George: Yes, I’ve heard them say that, but I’ve never seen one a mile away.

Margaret: No, no, I understand. But the point you’re making is that colorful foliage, including from our woody plants—so not just to rely on flowers—is critically important to making a garden that really hangs together in a longer season than just that two-week period of something.

George: Yes. We need to keep the interest going. The other color that I use a lot is chartreuse foliage, yellow foliage. And one of my favorites—and it does seed itself all over the place, but it doesn’t seed itself out in the landscape—is Spiraea japonica. I’ve got a nice yellow-leaf version with pale pink flowers, I forget its name. I have at least 50 plants, 49 of which are seedlings from the mother plant. And we like it and we allow it to pop up here and there.

This garden is very much about self-seeded plants. And of course there’s a distinction between plants that are dangerous and self-seed into the landscape and those which are just invasive in your garden. And we have a lot of those. And they’re useful because this is a big garden. They don’t cost any money. And there’s something about the way nature self-seeds around, which is I can’t do it myself. There’s an energy about the way nature does it.

Margaret: A spontaneity. It has a spontaneity.

George: It’s wonderful in a garden, and it’s the only way I know to get it.

Margaret: So color-wise: You were talking about colors. You were talking about chartreuse and colorful foliage and variegation and so forth, and you have some borders that are dominated by a particular color, a red border, etc. Are there color combinations that are “very George,” any combinations that are particularly sort of signature-y to you at all?

George: Silver foliage and white flowers I love. We have what we call the gray garden [above], it’s one of the gardens here. It’s really a white garden, but I allow some blue flowers in it occasionally, and so it’s easier to call it a gray garden. And we have silver foliage, various Artemisia, and there’s a wonderful silver-leaf tree that towers above the garden called Salix alba sericea, if I’m pronouncing it right. It’s a wonderful more silver version of the white willow. It is a very good accent plant for that color.

Margaret: So the silver, silver with white, and maybe a little blue thrown in.

George: And a little blue. Yes, yes.

Margaret: It’s so cool.

George: Blue is a wonderful color, but hard to get blue in the garden after spring. We have forget-me-nots; they’re true blue. And Virginia bluebells. And then the blues turn kind of what we call Campanula blue. It’s almost blue, but with more red in the color than true blue. And they’re good, too. But delphiniums, of course, are wonderful, but hard to grow here.

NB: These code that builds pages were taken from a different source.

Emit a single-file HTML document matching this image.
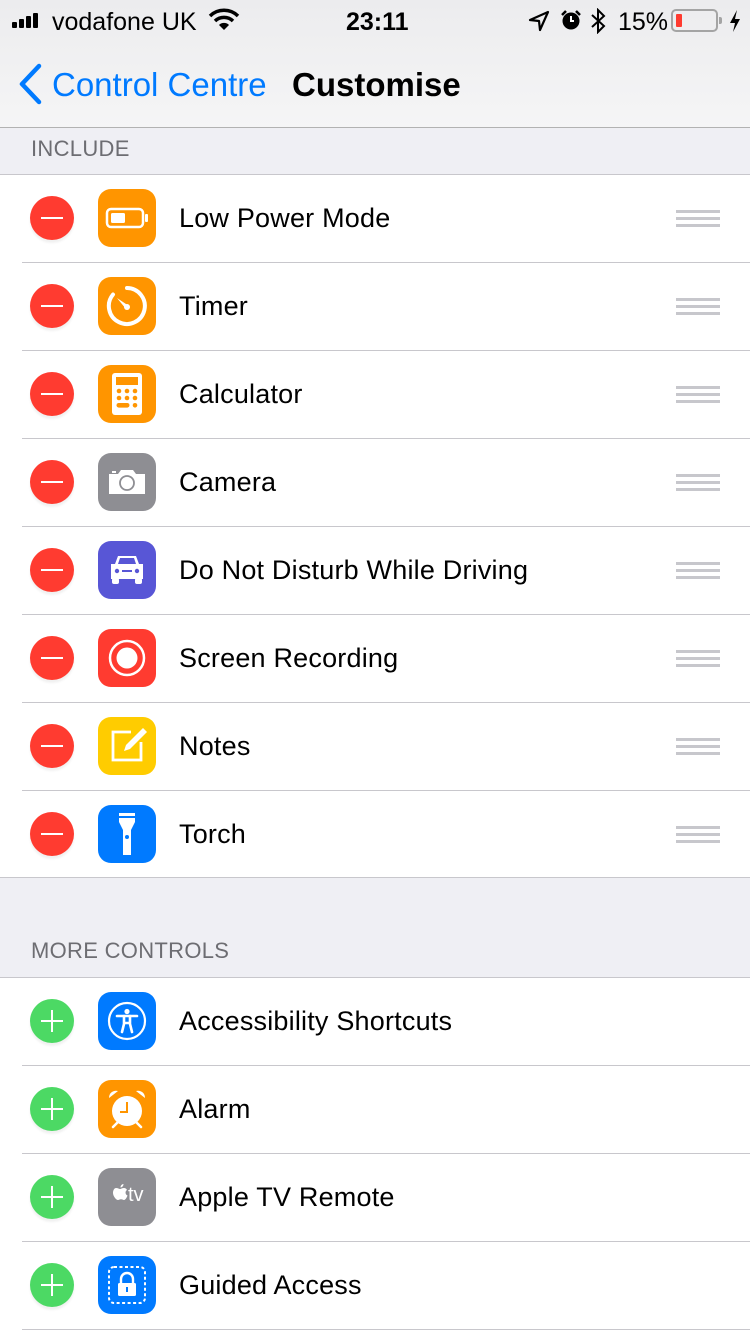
<!DOCTYPE html>
<html><head><meta charset="utf-8"><style>
*{margin:0;padding:0;box-sizing:border-box}
body{width:750px;height:1334px;overflow:hidden;position:relative;background:#efeff4;font-family:"Liberation Sans",sans-serif}
.abs{position:absolute}
.nav{left:0;top:0;width:750px;height:128px;background:linear-gradient(#ececee,#f5f5f6);border-bottom:1px solid #b2b2b2}
.sec{left:0;width:750px;background:#fff}
.row{position:absolute;left:0;width:750px;height:88px}
.row .sep{position:absolute;left:22px;right:0;bottom:0;height:1px;background:#c8c7cc}
.btn{position:absolute;left:30px;top:21px;width:44px;height:44px;border-radius:50%;box-shadow:0 3px 2px rgba(0,0,0,0.06)}
.minus{background:#ff3b30}
.minus:after{content:"";position:absolute;left:11px;top:21px;width:22px;height:2px;background:#fff}
.plus{background:#4cd964}
.plus:before{content:"";position:absolute;left:11px;top:21px;width:22px;height:2px;background:#fff}
.plus:after{content:"";position:absolute;left:21px;top:11px;width:2px;height:22px;background:#fff}
.ic{position:absolute;left:98px;top:14px;width:58px;height:58px;border-radius:13px;overflow:hidden}
.ic svg{width:58px;height:58px}
.lbl{position:absolute;left:179px;top:28px;font-size:27px;color:#000;letter-spacing:0.2px}
.drag{position:absolute;left:676px;top:35px;width:44px;height:17px;background:linear-gradient(#c7c7cc 0 3px,transparent 3px 7px,#c7c7cc 7px 10px,transparent 10px 14px,#c7c7cc 14px 17px)}
.hdr{left:31px;font-size:22px;color:#6d6d72;letter-spacing:0.3px}
</style></head><body>
<div class="abs nav"></div>
<div class="abs" style="left:12px;top:13px">
<svg width="36" height="16"><rect x="0" y="9" width="5" height="6" rx="1" fill="#000"/><rect x="7" y="6" width="5" height="9" rx="1" fill="#000"/><rect x="14" y="3" width="5" height="12" rx="1" fill="#000"/><rect x="21" y="0" width="5" height="15" rx="1" fill="#000"/></svg></div>
<div class="abs" style="left:52px;top:8px;font-size:25px;color:#000">vodafone UK</div>
<div class="abs" style="left:208px;top:8px"><svg width="32" height="24" viewBox="0 0 32 24"><path d="M2 8 A20 20 0 0 1 30 8" stroke="#000" stroke-width="3.5" fill="none"/><path d="M7 13 A13 13 0 0 1 25 13" stroke="#000" stroke-width="3.5" fill="none"/><path d="M16 22 L11 17 A7 7 0 0 1 21 17 Z" fill="#000"/></svg></div>
<div class="abs" style="left:346px;top:8px;font-size:25px;font-weight:bold;color:#000">23:11</div>
<div class="abs" style="left:528px;top:10px"><svg width="22" height="22" viewBox="0 0 22 22"><path d="M20 2 L2 10 L11 11 L12 20 Z" fill="none" stroke="#000" stroke-width="2.2" stroke-linejoin="round"/></svg></div>
<div class="abs" style="left:560px;top:9px"><svg width="22" height="22" viewBox="0 0 22 22"><circle cx="11" cy="12" r="8.5" fill="#000"/><path d="M11 7 V12 H14" stroke="#fff" stroke-width="2" fill="none"/><path d="M2 6 L6 2 M20 6 L16 2" stroke="#000" stroke-width="2.5"/></svg></div>
<div class="abs" style="left:589px;top:8px"><svg width="18" height="26" viewBox="0 0 18 26"><path d="M3 7 L15 18 L9 24 V2 L15 8 L3 19" stroke="#000" stroke-width="2" fill="none"/></svg></div>
<div class="abs" style="left:618px;top:8px;font-size:25px;color:#000">15%</div>
<div class="abs" style="left:671px;top:9px;width:47px;height:23px;border:2px solid #a4a4a4;border-radius:5px"><div style="position:absolute;left:3px;top:3px;width:6px;height:13px;background:#ff3b30;border-radius:1px"></div></div>
<div class="abs" style="left:719px;top:17px;width:3px;height:7px;background:#a4a4a4;border-radius:0 2px 2px 0"></div>
<div class="abs" style="left:728px;top:9px"><svg width="14" height="24" viewBox="0 0 14 24"><path d="M9 1 L2 14 H7 L5 23 L12 10 H7 Z" fill="#000"/></svg></div>
<div class="abs" style="left:16px;top:62px"><svg width="28" height="44" viewBox="0 0 28 44"><path d="M23 4 L6 22 L23 40" stroke="#007aff" stroke-width="4.5" fill="none" stroke-linecap="round" stroke-linejoin="round"/></svg></div>
<div class="abs" style="left:52px;top:66px;font-size:33px;color:#007aff">Control Centre</div>
<div class="abs" style="left:292px;top:66px;font-size:33px;color:#000;font-weight:bold">Customise</div>
<div class="abs hdr" style="top:136px">INCLUDE</div>
<div class="abs" style="left:0;top:174px;width:750px;height:1px;background:#c8c7cc"></div>
<div class="abs sec" style="top:175px;height:702px"></div>
<div class="abs" style="left:0;top:877px;width:750px;height:1px;background:#c8c7cc"></div>
<div class="abs hdr" style="top:938px">MORE CONTROLS</div>
<div class="abs" style="left:0;top:977px;width:750px;height:1px;background:#c8c7cc"></div>
<div class="abs sec" style="top:978px;height:356px"></div>

<div class="row" style="top:175px"><div class="btn minus"></div><div class="ic" style="background:#ff9500"><svg viewBox="0 0 58 58"><rect x="9" y="20" width="36" height="18" rx="4" fill="none" stroke="#fff" stroke-width="2.5"/><rect x="13" y="24" width="14" height="10" rx="1.5" fill="#fff"/><rect x="47" y="25" width="3" height="8" rx="1" fill="#fff"/></svg></div><div class="lbl">Low Power Mode</div><div class="drag"></div><div class="sep"></div></div>
<div class="row" style="top:263px"><div class="btn minus"></div><div class="ic" style="background:#ff9500"><svg viewBox="0 0 58 58"><path d="M29 11 A18 18 0 1 1 15 17.5" fill="none" stroke="#fff" stroke-width="4" stroke-linecap="round"/><path d="M19 21 L31 29 L28 32 Z" fill="#fff"/><circle cx="29" cy="30" r="3" fill="#fff"/></svg></div><div class="lbl">Timer</div><div class="drag"></div><div class="sep"></div></div>
<div class="row" style="top:351px"><div class="btn minus"></div><div class="ic" style="background:#ff9500"><svg viewBox="0 0 58 58"><rect x="14" y="8" width="30" height="42" rx="3" fill="#fff"/><rect x="18" y="12" width="22" height="8" fill="#ff9500"/><g fill="#ff9500"><circle cx="21" cy="26" r="2.3"/><circle cx="29" cy="26" r="2.3"/><circle cx="37" cy="26" r="2.3"/><circle cx="21" cy="33" r="2.3"/><circle cx="29" cy="33" r="2.3"/><circle cx="37" cy="33" r="2.3"/><rect x="18.5" y="38" width="13" height="4.6" rx="2.3"/><circle cx="37" cy="40.3" r="2.3"/></g></svg></div><div class="lbl">Calculator</div><div class="drag"></div><div class="sep"></div></div>
<div class="row" style="top:439px"><div class="btn minus"></div><div class="ic" style="background:#8e8e93"><svg viewBox="0 0 58 58"><path d="M11 21 H20 L23 17 H35 L38 21 H47 V41 H11 Z" fill="#fff"/><rect x="14" y="18" width="4" height="2" fill="#fff"/><circle cx="29" cy="30" r="7" fill="none" stroke="#8e8e93" stroke-width="1.8"/></svg></div><div class="lbl">Camera</div><div class="drag"></div><div class="sep"></div></div>
<div class="row" style="top:527px"><div class="btn minus"></div><div class="ic" style="background:#5856d6"><svg viewBox="0 0 58 58"><path d="M17 23 L20 15 H38 L41 23 H45 V38 H13 V23 Z" fill="#fff"/><path d="M20 23 L22 17 H36 L38 23 Z" fill="#5856d6"/><circle cx="19" cy="30" r="2.2" fill="#5856d6"/><circle cx="39" cy="30" r="2.2" fill="#5856d6"/><rect x="24" y="29" width="10" height="2" fill="#5856d6"/><rect x="14" y="37" width="7" height="6" rx="2" fill="#fff"/><rect x="37" y="37" width="7" height="6" rx="2" fill="#fff"/></svg></div><div class="lbl">Do Not Disturb While Driving</div><div class="drag"></div><div class="sep"></div></div>
<div class="row" style="top:615px"><div class="btn minus"></div><div class="ic" style="background:#ff3b30"><svg viewBox="0 0 58 58"><circle cx="29" cy="29" r="17" fill="none" stroke="#fff" stroke-width="2.5"/><circle cx="29" cy="29" r="10.5" fill="#fff"/></svg></div><div class="lbl">Screen Recording</div><div class="drag"></div><div class="sep"></div></div>
<div class="row" style="top:703px"><div class="btn minus"></div><div class="ic" style="background:#ffcc00"><svg viewBox="0 0 58 58"><path d="M33 15 H15 V43 H43 V25" fill="none" stroke="#fff" stroke-width="2.8"/><path d="M45 11 L49 15 L32 32 L26 34 L28 28 Z" fill="#fff"/></svg></div><div class="lbl">Notes</div><div class="drag"></div><div class="sep"></div></div>
<div class="row" style="top:791px"><div class="btn minus"></div><div class="ic" style="background:#007aff"><svg viewBox="0 0 58 58"><rect x="21" y="8" width="16" height="3" fill="#fff"/><path d="M21 13 H37 V17 L33 25 V50 H25 V25 L21 17 Z" fill="#fff"/><circle cx="29" cy="32" r="2" fill="#007aff"/></svg></div><div class="lbl">Torch</div><div class="drag"></div></div>

<div class="row" style="top:978px"><div class="btn plus"></div><div class="ic" style="background:#007aff"><svg viewBox="0 0 58 58"><circle cx="29" cy="29" r="18" fill="none" stroke="#fff" stroke-width="2.2"/><circle cx="29" cy="19.5" r="2.6" fill="#fff"/><path d="M19 24 L39 24" stroke="#fff" stroke-width="2.6" stroke-linecap="round"/><path d="M26 24 V32 L24 40 M32 24 V32 L34 40 M26 31 H32" stroke="#fff" stroke-width="2.6" fill="none" stroke-linecap="round"/></svg></div><div class="lbl">Accessibility Shortcuts</div><div class="sep"></div></div>
<div class="row" style="top:1066px"><div class="btn plus"></div><div class="ic" style="background:#ff9500"><svg viewBox="0 0 58 58"><circle cx="29" cy="31" r="15" fill="#fff"/><path d="M29 22 V32 H22" stroke="#ff9500" stroke-width="2" fill="none"/><path d="M11 18 A7 7 0 0 1 20 11 Z M47 18 A7 7 0 0 0 38 11 Z" fill="#fff"/><path d="M19 43 L15 47 M39 43 L43 47" stroke="#fff" stroke-width="2.5" stroke-linecap="round"/></svg></div><div class="lbl">Alarm</div><div class="sep"></div></div>
<div class="row" style="top:1154px"><div class="btn plus"></div><div class="ic" style="background:#8e8e93"><svg viewBox="0 0 58 58"><path d="M18 20 C20 20 21 21 22 21 C23 21 24 20 26 20 C27.5 20 28.5 21 29 22 C27 23 27 26.5 29.5 27.5 C29 29 27.5 32 26 32 C25 32 24.5 31.3 23 31.3 C21.5 31.3 21 32 20 32 C18 32 15 28 15 25 C15 22 16.5 20 18 20 Z M22.5 19.5 C22.5 17.5 24 16 25.5 16 C25.5 18 24 19.5 22.5 19.5 Z" fill="#fff"/><text x="30" y="33" font-family="Liberation Sans,sans-serif" font-size="20" fill="#fff">tv</text></svg></div><div class="lbl">Apple TV Remote</div><div class="sep"></div></div>
<div class="row" style="top:1242px"><div class="btn plus"></div><div class="ic" style="background:#007aff"><svg viewBox="0 0 58 58"><rect x="11" y="11" width="36" height="36" rx="5" fill="none" stroke="#fff" stroke-width="2" stroke-dasharray="3 2.5"/><rect x="20" y="27" width="18" height="13" rx="1.5" fill="#fff"/><path d="M23 27 V23 A6 6 0 0 1 35 23 V27" stroke="#fff" stroke-width="2.4" fill="none"/><rect x="28" y="31" width="2" height="5" fill="#007aff"/></svg></div><div class="lbl">Guided Access</div><div class="sep"></div></div>
</body></html>
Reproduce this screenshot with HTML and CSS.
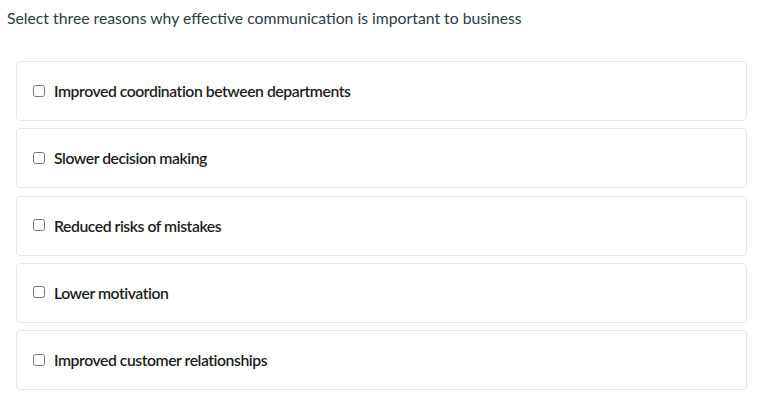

They don’t like to return.

Margaret: Yeah. One other thing that I think of about Hollister House is that you use water. You have some natural water—a stream, I think that comes along part of the property—but you use water, as I saw when I visited English gardens years ago, and was very impressed by the use of water juxtaposed against the plants and as an element of the garden design. You have various water elements in some of those gardens. And I think that’s a very striking part of designing a garden, to include water into the design.

George: I would agree with you on that. We’re very blessed here because we are at the junction of two natural little brooks, but there is Sprain Brook, and the other one is so short and small, it doesn’t have a name, but we use the water. There’s a pond, dammed up before I got here. They don’t let you do that anymore, but it’s grandfathered in and we take water from that. We’ve got a rill [above], where we pump the water into it. It’s moving constantly. And then we have a reflecting pool with a little fountain, which is entirely by gravity. It’s right from a little stream above it, and it runs all the time. It’s icy cold. So it is a great place to swim on a very hot day.

But yes, I think water is terribly important. There’s a certain magic about running water. It’s wonderful to hear the sound. It’s wonderful to see. It makes a garden, makes a place, special.

Margaret: Definitely brings in the birds, too. I mean, a lot of the creatures also appreciate it, not just the human visitors.

George: Yes. Frogs. The frogs spawn in our reflecting pool. They don’t seem to matter that the water’s cold, and they’re the biggest attraction for children.

Margaret: Yeah, yeah. Now, plant-wise, I mean, I may be recalling incorrectly, but you do like daylilies, for instance. That’s one plant that I think that have an impact, add a lot of color to the garden, in their season, I mean.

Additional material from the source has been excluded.